Within the listing below, locate all lines containing the word "components". Copy each one.

■ Data ■
---------------

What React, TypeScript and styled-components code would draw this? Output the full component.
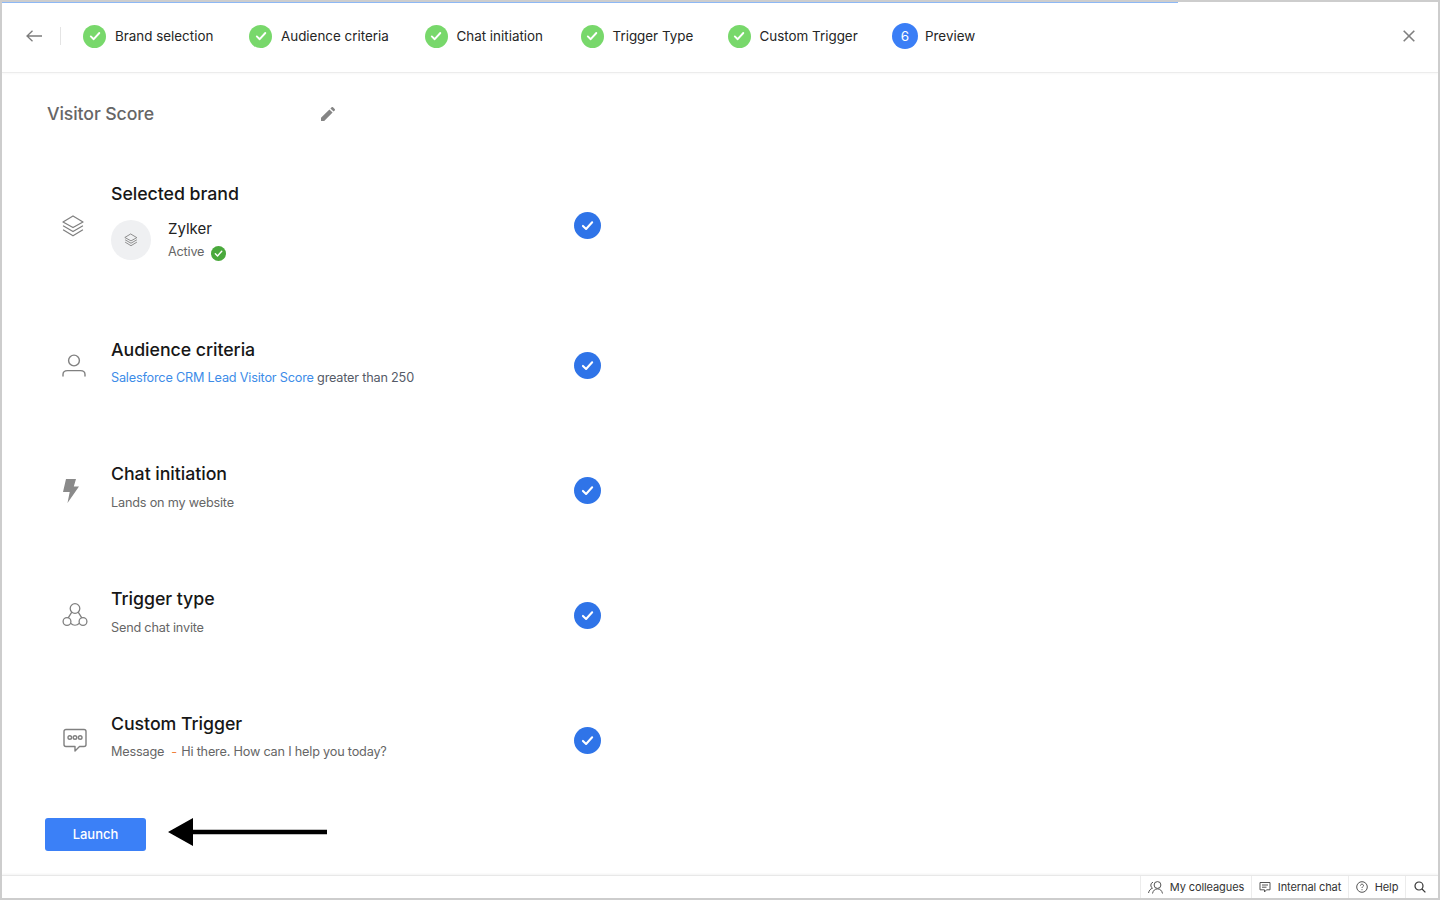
import React from "react";
import styled, { createGlobalStyle } from "styled-components";

const Global = createGlobalStyle`
  html, body { margin: 0; padding: 0; background: #fff; }
  body { font-family: Inter, "Noto Sans", "Liberation Sans", sans-serif; -webkit-font-smoothing: antialiased; }
  * { box-sizing: border-box; }
`;

const Frame = styled.div`
  width: 1440px; height: 900px; border: 2px solid #cdcdcd;
  display: flex; flex-direction: column; background: #fff; position: relative; overflow: hidden;
`;
const Progress = styled.div`
  position: absolute; left: 0; top: 0; height: 1px; width: 1176px; background: #8db8f5;
`;
const Header = styled.header`
  height: 71px; flex: none; display: flex; align-items: center; padding: 0 23px 2px 24px;
  border-bottom: 1px solid #ececec; box-shadow: 0 1px 2px rgba(0,0,0,.03);
`;
const Back = styled.button`
  all: unset; width: 34px; height: 18px; display: flex; align-items: center; border-right: 1px solid #e4e4e4; margin-right: 22px;
`;
const Steps = styled.div`display: flex; align-items: center; flex: 1;`;
const Step = styled.div<{ $w: number }>`
  display: flex; align-items: center; width: ${p => p.$w}px;
  font-size: 13.4px; color: #252525; white-space: nowrap;
`;
const Done = styled.span`
  width: 23px; height: 23px; border-radius: 50%; background: #78d86b; display: flex; align-items: center; justify-content: center;
  margin-right: 9px; flex: none;
`;
const Current = styled.span`
  width: 26px; height: 26px; border-radius: 50%; background: #3a7ef6; color: #fff; display: flex; align-items: center; justify-content: center;
  margin-right: 7px; font-size: 13.5px; flex: none;
`;
const Close = styled.button`all: unset; display: flex;`;

const Main = styled.main`flex: 1; display: flex; flex-direction: column; min-height: 0;`;
const TitleRow = styled.div`
  height: 75px; flex: none; width: 288px; margin-left: 45px; padding-top: 29px;
  display: flex; justify-content: space-between; align-items: flex-start;
`;
const PageTitle = styled.h1`
  margin: 0; font-size: 17.7px; font-weight: 500; color: #666; line-height: 24px; letter-spacing: -.1px;
`;
const Pencil = styled.span`display: flex; margin-top: 5px;`;
const Row = styled.section<{ $h: number }>`
  height: ${p => p.$h}px; flex: none; width: 539px; margin-left: 60px;
  display: flex; align-items: center;
`;
const IconCol = styled.div`width: 49px; flex: none; display: flex; align-items: center;`;
const Body = styled.div`flex: 1; padding-bottom: 4px;`;
const BrandBody = styled.div`flex: 1; padding-bottom: 6px;`;
const RowTitle = styled.h2<{ $gap?: number }>`
  margin: 0 0 ${p => p.$gap ?? 8.5}px; font-size: 17.75px; line-height: 20px; font-weight: 500; color: #171717; letter-spacing: -.05px;
`;
const Sub = styled.p`
  margin: 0; font-size: 12.7px; letter-spacing: -.2px; line-height: 20px; color: #666; white-space: nowrap;
`;
const Link = styled.span`color: #3d8ce8;`;
const Slate = styled.span`color: #555b68;`;
const Dash = styled.span`color: #f0803c; margin: 0 1px 0 7px;`;
const Check = styled.span`
  width: 27px; height: 27px; border-radius: 50%; background: #2f74e8; display: flex; align-items: center; justify-content: center; flex: none;
`;
const Brand = styled.div`display: flex; align-items: center; gap: 17px; margin-top: -1px;`;
const Avatar = styled.div`
  width: 40px; height: 40px; border-radius: 50%; background: #eff0f2; display: flex; align-items: center; justify-content: center; flex: none;
`;
const BrandName = styled.div`font-size: 15px; line-height: 20px; color: #222;`;
const Active = styled.div`
  display: flex; align-items: center; gap: 7px; font-size: 12.7px; letter-spacing: -.2px; line-height: 20px; color: #666; margin-top: 3px;
`;
const ActiveDot = styled.span`
  width: 15px; height: 15px; border-radius: 50%; background: #4aa93c; display: flex; align-items: center; justify-content: center; margin-top: 3px;
`;
const Actions = styled.div`
  display: flex; align-items: flex-start; margin-left: 43px; margin-top: 15px; gap: 22px;
`;
const Launch = styled.button`
  all: unset; width: 101px; height: 33px; border-radius: 3px; background: #3b80f7; color: #fff; font-size: 13px; font-weight: 500;
  display: flex; align-items: center; justify-content: center;
`;
const Footer = styled.footer`
  height: 23px; flex: none; margin-top: auto; border-top: 1px solid #e8e8e8; box-shadow: 0 -1px 2px rgba(0,0,0,.05);
  display: flex; justify-content: flex-end;
`;
const FootItem = styled.div<{ $w: number }>`
  width: ${p => p.$w}px; height: 100%; border-left: 1px solid #ececec; display: flex; align-items: center; justify-content: center; gap: 7px;
  font-size: 11px; letter-spacing: -.1px; color: #333; white-space: nowrap;
`;
const SearchItem = styled(FootItem)`padding-right: 5px;`;
const StackWrap = styled.span`display: flex; margin-left: -1px;`;

const Tick = ({ s = 12, c = "#fff" }: { s?: number; c?: string }) => (
  <svg width={s} height={s} viewBox="0 0 12 12" fill="none"><path d="M1.8 6.4 4.7 9.2 10.3 3" stroke={c} strokeWidth="1.9" strokeLinecap="round" strokeLinejoin="round" /></svg>
);
const Stack = ({ s, w = 1.3, c = "#808080" }: { s: number; w?: number; c?: string }) => (
  <svg width={s} height={s} viewBox="0 0 24 24" fill="none" stroke={c} strokeWidth={w} strokeLinejoin="round" strokeLinecap="round">
    <path d="M12 2 22 8 12 13.5 2 8Z" />
    <path d="M2.5 12 12 17.5 21.5 12" />
    <path d="M2.5 16 12 21.8 21.5 16" />
  </svg>
);

const steps: [string, number][] = [
  ["Brand selection", 166], ["Audience criteria", 175.5], ["Chat initiation", 156], ["Trigger Type", 147], ["Custom Trigger", 164.5],
];
const rows = [
  { t: "Audience criteria", icon: (
    <svg width="26" height="26" viewBox="0 0 26 26" fill="none" stroke="#808080" strokeWidth="1.4" strokeLinecap="round" style={{ marginLeft: -1 }}><circle cx="13" cy="7.5" r="5.4" /><path d="M2 23v-1.5C2 19 4 17.6 6.5 17.6h13c2.5 0 4.5 1.4 4.5 3.9V23" /></svg>
  ), sub: <><Link>Salesforce CRM Lead Visitor Score</Link> <Slate>greater than 250</Slate></> },
  { t: "Chat initiation", icon: (
    <svg width="18" height="26" viewBox="0 0 18 26" fill="#8a8a8a"><path d="M4 1h10l-2.2 7.5H17L5.5 25l2.2-11H1Z" /></svg>
  ), sub: <>Lands on my website</> },
  { t: "Trigger type", icon: (
    <svg width="26" height="26" viewBox="0 0 26 26" fill="none" stroke="#808080" strokeWidth="1.3"><circle cx="13" cy="6.5" r="4.8" /><circle cx="5" cy="19.5" r="3.9" /><circle cx="21" cy="19.5" r="3.9" /><path d="M9.8 10.2 6.2 15.8M16.2 10.2l3.6 5.6M8.6 21.2c2.6 2.5 6.2 2.5 8.8 0" /></svg>
  ), sub: <>Send chat invite</> },
  { t: "Custom Trigger", icon: (
    <svg width="26" height="26" viewBox="0 0 26 26" fill="none" stroke="#808080" strokeWidth="1.4" strokeLinejoin="round"><path d="M4 2.5h18a2 2 0 0 1 2 2v13a2 2 0 0 1-2 2h-4.5l-4.5 4.5v-4.5H4a2 2 0 0 1-2-2v-13a2 2 0 0 1 2-2Z" /><circle cx="7.8" cy="10.5" r="1.8" /><circle cx="13" cy="10.5" r="1.8" /><circle cx="18.2" cy="10.5" r="1.8" /></svg>
  ), sub: <>Message<Dash>-</Dash> Hi there. How can I help you today?</> },
];

export default function App() {
  return (
    <Frame>
      <Global />
      <Progress />
      <Header>
        <Back aria-label="Back">
          <svg width="16" height="12" viewBox="0 0 16 12" fill="none" stroke="#7c7c7c" strokeWidth="1.3"><path d="M16 6H1M6.5.8 1 6l5.5 5.2" /></svg>
        </Back>
        <Steps>
          {steps.map(([l, w]) => <Step key={l} $w={w}><Done><Tick /></Done>{l}</Step>)}
          <Step $w={100}><Current>6</Current>Preview</Step>
        </Steps>
        <Close aria-label="Close">
          <svg width="12" height="12" viewBox="0 0 12 12" stroke="#7f7f7f" strokeWidth="1.6"><path d="M.7.7l10.6 10.6M11.3.7.7 11.3" /></svg>
        </Close>
      </Header>
      <Main>
        <TitleRow>
          <PageTitle>Visitor Score</PageTitle>
          <Pencil>
            <svg width="14" height="14" viewBox="0 0 14 14" fill="#858585"><path d="M0 14V10.8L8.4 2.4l3.2 3.2L3.2 14ZM9.4 1.4 10.6.3a1 1 0 0 1 1.4 0l1.7 1.7a1 1 0 0 1 0 1.4l-1.1 1.2Z" /></svg>
          </Pencil>
        </TitleRow>
        <Row $h={155.5}>
          <IconCol><StackWrap><Stack s={24} /></StackWrap></IconCol>
          <BrandBody>
            <RowTitle $gap={16}>Selected brand</RowTitle>
            <Brand>
              <Avatar><Stack s={14} w={1.5} /></Avatar>
              <div>
                <BrandName>Zylker</BrandName>
                <Active>Active<ActiveDot><Tick s={9} /></ActiveDot></Active>
              </div>
            </Brand>
          </BrandBody>
          <Check><Tick s={13} /></Check>
        </Row>
        {rows.map(r => (
          <Row key={r.t} $h={124.75}>
            <IconCol>{r.icon}</IconCol>
            <Body><RowTitle>{r.t}</RowTitle><Sub>{r.sub}</Sub></Body>
            <Check><Tick s={13} /></Check>
          </Row>
        ))}
        <Actions>
          <Launch>Launch</Launch>
          <svg width="159" height="28" viewBox="0 0 159 28"><path d="M0 14 25 0v11.8h134v4.4H25V28Z" fill="#000" /></svg>
        </Actions>
      </Main>
      <Footer>
        <FootItem $w={111}>
          <svg width="15" height="13" viewBox="0 0 15 13" fill="none" stroke="#555" strokeWidth="1"><circle cx="9.5" cy="4" r="3.4" /><path d="M4.5 12.5c.6-3 2.5-4.6 5-4.6s4.4 1.6 5 4.6M5 1.2A3.3 3.3 0 0 0 4.5 7.2C2.5 7.8 1 9.5.5 12" /></svg>
          My colleagues
        </FootItem>
        <FootItem $w={97}>
          <svg width="12" height="12" viewBox="0 0 12 12" fill="none" stroke="#555" strokeWidth="1"><path d="M1 1.5h10v7.3H7.5L5.5 11V8.8H1ZM3 4h6M3 6.2h4.5" /></svg>
          Internal chat
        </FootItem>
        <FootItem $w={57}>
          <svg width="12" height="12" viewBox="0 0 12 12" fill="none" stroke="#555" strokeWidth="1"><circle cx="6" cy="6" r="5.3" /><path d="M4.5 4.6C4.5 3.7 5.2 3.2 6 3.2s1.5.6 1.5 1.3c0 1.2-1.5 1.2-1.5 2.5M6 8.2v1" /></svg>
          Help
        </FootItem>
        <SearchItem $w={33}>
          <svg width="12" height="12" viewBox="0 0 12 12" fill="none" stroke="#333" strokeWidth="1.2"><circle cx="5" cy="5" r="4" /><path d="M8 8l3.4 3.4" /></svg>
        </SearchItem>
      </Footer>
    </Frame>
  );
}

---------------

■ Task result ■
What React, TypeScript and styled-components code would draw this? Output the full component.
import styled, { createGlobalStyle } from "styled-components";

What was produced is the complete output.